▶ [Exercise data]
## start

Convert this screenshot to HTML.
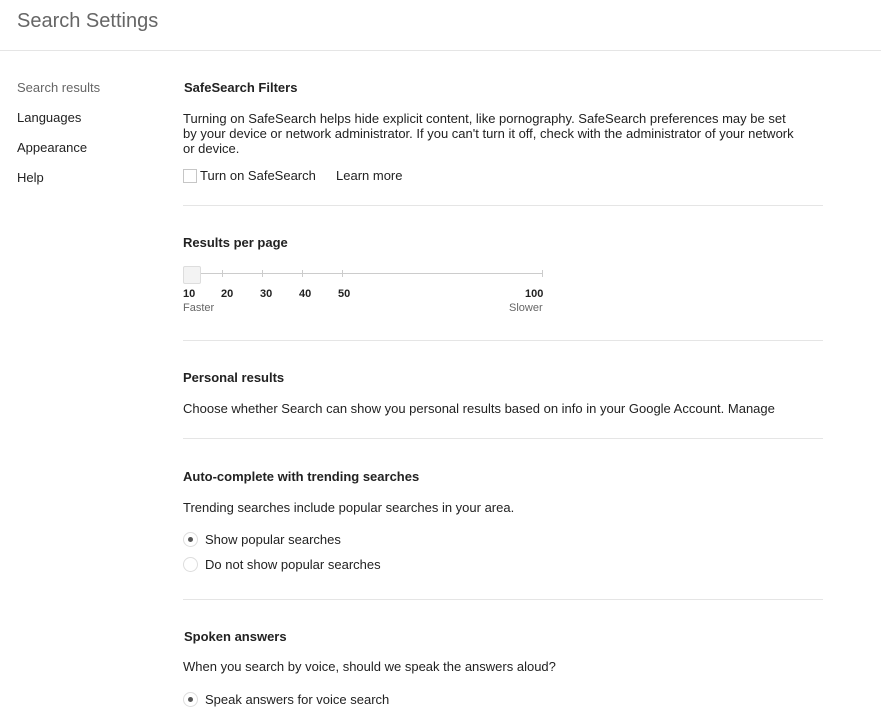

## end
## start

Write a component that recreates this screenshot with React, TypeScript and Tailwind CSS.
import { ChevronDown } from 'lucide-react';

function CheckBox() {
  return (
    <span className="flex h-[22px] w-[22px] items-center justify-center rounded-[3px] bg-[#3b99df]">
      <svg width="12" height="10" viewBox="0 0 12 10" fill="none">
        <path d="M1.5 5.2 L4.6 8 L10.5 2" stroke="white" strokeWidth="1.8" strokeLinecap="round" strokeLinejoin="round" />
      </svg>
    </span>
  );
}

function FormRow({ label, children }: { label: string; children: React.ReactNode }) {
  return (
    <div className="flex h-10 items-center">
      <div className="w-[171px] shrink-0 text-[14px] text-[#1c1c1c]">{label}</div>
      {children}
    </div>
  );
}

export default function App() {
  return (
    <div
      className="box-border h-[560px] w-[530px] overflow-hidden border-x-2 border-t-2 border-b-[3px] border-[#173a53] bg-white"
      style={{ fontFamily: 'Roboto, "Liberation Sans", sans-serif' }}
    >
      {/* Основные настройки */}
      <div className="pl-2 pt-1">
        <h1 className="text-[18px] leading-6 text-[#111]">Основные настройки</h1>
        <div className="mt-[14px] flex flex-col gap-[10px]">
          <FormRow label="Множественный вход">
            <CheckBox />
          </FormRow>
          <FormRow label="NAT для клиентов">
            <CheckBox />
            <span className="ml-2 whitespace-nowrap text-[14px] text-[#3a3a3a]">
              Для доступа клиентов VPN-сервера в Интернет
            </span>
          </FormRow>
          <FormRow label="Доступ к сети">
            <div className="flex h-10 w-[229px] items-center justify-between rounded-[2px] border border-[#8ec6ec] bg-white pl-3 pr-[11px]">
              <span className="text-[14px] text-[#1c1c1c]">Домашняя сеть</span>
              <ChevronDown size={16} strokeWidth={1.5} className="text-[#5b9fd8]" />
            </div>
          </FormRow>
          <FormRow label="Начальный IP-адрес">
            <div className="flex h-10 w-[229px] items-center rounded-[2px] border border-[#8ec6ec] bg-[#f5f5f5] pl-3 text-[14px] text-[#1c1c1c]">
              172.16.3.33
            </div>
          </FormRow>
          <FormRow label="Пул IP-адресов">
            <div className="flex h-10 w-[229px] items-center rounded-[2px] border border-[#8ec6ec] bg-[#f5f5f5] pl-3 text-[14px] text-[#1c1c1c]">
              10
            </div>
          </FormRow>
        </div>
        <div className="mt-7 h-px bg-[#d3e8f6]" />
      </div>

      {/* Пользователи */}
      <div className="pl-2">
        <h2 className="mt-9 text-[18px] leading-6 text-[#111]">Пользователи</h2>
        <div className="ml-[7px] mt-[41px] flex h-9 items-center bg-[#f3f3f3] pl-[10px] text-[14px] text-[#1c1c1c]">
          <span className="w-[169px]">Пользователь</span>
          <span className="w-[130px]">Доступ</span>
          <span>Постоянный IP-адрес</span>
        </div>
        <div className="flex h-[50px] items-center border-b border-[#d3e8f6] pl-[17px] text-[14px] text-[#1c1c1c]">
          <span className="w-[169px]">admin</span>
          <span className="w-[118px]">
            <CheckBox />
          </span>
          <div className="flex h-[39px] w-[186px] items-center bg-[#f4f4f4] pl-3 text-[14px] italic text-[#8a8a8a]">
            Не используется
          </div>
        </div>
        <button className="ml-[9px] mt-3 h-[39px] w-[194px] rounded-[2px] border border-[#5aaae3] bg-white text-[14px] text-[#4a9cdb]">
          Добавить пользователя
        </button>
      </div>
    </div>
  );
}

## end

▶ [Task directions]
Your answer should be a single number: the count of lines in the data that include the word "screenshot".

▶ [Task response]
2